You need to integrate f(x,z) over the intersection of the support and the criteria: $$\{(x,z): 1{\leqslant}x{\leqslant}2, 1{\leqslant}z{\leqslant}2, x{+}z{>}2.5\}\\[2ex]\text{also writen as}\\[1ex]\{(x,z): 1{\leqslant}x{\leqslant}2, \max(1,2.5{-}x){<}z{\leqslant}2\}$$ This can be split into the union: $$\{(x,z):1{\leqslant}x{<}1.5,2.5{-}x{<}z{\leqslant}2\}\cup\{(x,z):1.5{\leqslant}x{\leqslant}2, 1{<}z{\leqslant}2\}$$
So thus
$$\begin{align}\mathsf P(X+Z>2.5)&=\int_{1\leqslant x\leqslant 2, \max(1,2.5-x)<z\leqslant 2} f(x,z)~\mathrm d(x,z) \\[1ex]&= \int_{(1\leqslant x<1.5, 2.5-x<z\leqslant 2)\vee(1.5\leqslant x\leqslant 2, 1<z\leqslant 2)} f(x,z)~\mathsf d(x,z)\\[1ex] &=\int_1^{1.5}\int_{2.5-x}^2 f(x,z)~\mathrm dz~\mathrm dx+\int_{1.5}^2\int_1^2f(x,z)~\mathrm dz~\mathrm dx\end{align}$$
You would have to draw it out. Always draw out the graph. Instead of $X,Z$, think of $X,Y$ (easier to visualize)

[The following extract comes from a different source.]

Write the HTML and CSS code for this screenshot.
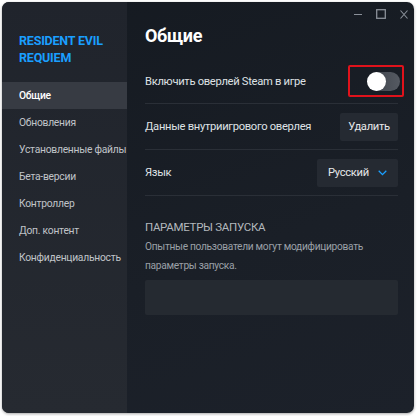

We have $X+Y > 2.5$ which means $Y>2.5-X$.
We also have that the range is $1\leq x \leq 2, 1\leq y \leq 2$
First task is to draw the region bounded by $x,y$, and then draw your probability function and see where they intersect. In this case it is the yellow region.
In this case it might help to break the integral in two, as I have shown in black.
So your integrals could be:
$$\int_{1}^{2}\int^{2.5-x}_{1}dydx+\int_{1}^{2}\int^{2}_{1.5}dydx$$